Arms dealers walked off with defence secrets
The scandal began to unfold when the IAF put Wing Commander SL Surve under surveillance, writes Rahul Singh.india Updated: Jul 09, 2006 00:49 IST
More than a year after the Navy war room leak story broke, it now emerges that middlemen had easy access to the corridors of power in South Block and could walk home with secret information pertaining to national security. Investigations have also revealed that there’s a larger ring of “compromised officials” in the armed forces and the MoD.
The scandal began to unfold when the IAF put Wing Commander SL Surve under surveillance. A raid at his residence led to the recovery of a pen drive in which confidential information was smuggled out of the war room. Subsequent investigations revealed the involvement of naval officers and a court of inquiry established that a few naval officers had compromised the security of classified information and jeopardised the interests of the state.
It later emerged that Commander Kulbushan Parashar, who was arrested along with four others in April 2006, procured information from defence officers and passed it on to arms dealer Abhishek Verma. Verma is an associate of Ravi Shankaran, navy chief Arun Prakash’s nephew and a key accused in the case. The leak is also being linked to the Rs 13,500-crore Scorpene submarine deal.
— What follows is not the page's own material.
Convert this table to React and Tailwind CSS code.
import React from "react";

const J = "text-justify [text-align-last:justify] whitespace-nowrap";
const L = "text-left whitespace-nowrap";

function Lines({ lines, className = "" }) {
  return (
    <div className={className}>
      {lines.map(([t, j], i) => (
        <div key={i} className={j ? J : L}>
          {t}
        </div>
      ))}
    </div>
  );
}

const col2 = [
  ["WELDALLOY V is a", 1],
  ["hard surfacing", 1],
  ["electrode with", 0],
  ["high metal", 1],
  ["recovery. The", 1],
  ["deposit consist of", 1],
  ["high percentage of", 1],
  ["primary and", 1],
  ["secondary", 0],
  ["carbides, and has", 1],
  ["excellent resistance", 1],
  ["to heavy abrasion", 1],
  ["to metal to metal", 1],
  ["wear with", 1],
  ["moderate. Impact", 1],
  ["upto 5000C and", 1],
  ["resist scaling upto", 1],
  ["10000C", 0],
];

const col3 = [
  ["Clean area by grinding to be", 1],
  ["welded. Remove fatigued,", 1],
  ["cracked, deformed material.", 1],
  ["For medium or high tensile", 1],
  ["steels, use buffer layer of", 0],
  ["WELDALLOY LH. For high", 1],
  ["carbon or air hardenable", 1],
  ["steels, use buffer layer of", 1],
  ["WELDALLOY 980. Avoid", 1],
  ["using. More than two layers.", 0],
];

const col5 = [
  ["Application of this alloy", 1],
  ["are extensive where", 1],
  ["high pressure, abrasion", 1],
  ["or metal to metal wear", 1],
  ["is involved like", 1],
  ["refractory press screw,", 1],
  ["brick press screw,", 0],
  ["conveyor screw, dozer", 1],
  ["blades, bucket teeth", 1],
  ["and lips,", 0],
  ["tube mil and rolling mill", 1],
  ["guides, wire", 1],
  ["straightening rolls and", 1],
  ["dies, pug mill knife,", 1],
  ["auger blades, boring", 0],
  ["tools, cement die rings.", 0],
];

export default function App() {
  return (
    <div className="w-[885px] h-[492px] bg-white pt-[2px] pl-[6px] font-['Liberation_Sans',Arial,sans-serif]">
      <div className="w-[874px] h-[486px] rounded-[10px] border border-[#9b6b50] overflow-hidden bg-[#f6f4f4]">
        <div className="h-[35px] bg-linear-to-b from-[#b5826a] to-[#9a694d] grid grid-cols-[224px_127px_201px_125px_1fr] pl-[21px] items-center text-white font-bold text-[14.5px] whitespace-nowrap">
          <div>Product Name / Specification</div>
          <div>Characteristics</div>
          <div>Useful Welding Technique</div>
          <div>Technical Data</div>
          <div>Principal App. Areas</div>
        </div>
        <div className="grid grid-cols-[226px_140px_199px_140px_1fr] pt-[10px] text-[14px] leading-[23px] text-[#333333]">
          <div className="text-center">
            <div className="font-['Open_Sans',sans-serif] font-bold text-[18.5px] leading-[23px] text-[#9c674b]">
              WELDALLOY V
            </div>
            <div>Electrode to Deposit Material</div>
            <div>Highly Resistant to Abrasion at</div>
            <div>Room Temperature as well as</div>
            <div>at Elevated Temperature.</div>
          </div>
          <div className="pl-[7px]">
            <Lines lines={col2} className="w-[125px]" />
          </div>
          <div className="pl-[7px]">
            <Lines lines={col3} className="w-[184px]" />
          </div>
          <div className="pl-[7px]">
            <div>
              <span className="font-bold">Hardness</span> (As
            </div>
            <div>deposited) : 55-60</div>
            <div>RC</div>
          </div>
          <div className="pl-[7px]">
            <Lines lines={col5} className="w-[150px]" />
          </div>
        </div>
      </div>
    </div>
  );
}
The Navy dismissed three officials last October by invoking the president’s pleasure doctrine after it found that classified information had been leaked from Directorate of Naval Operations to two former naval officers — Parashar and Shankaran. Those packed home were Captain Kashyap Kumar, Commander Vinod Kumar Jha and Commander Vijendra Rana.
The defence ministry asked the CBI on February 18, 2006, to probe the leak and a case was registered on March 20. After nationwide searches on April 6 this year, the CBI arrested five persons including three former naval officials — Parashar, VK Jha and Vinod Rana. Fresh raids were conducted on June 23 at the residences of Abhishek Verma, a few serving and retired defence officials and three MoD under secretaries.
In its chargesheet filed on July 3, the CBI says 7,000 pages of classified information were compromised in the war-room leak. It maintains that the information leaked from the Navy war room and the air defence directorate in Air HQ was sensitive and has a direct bearing on the country's security.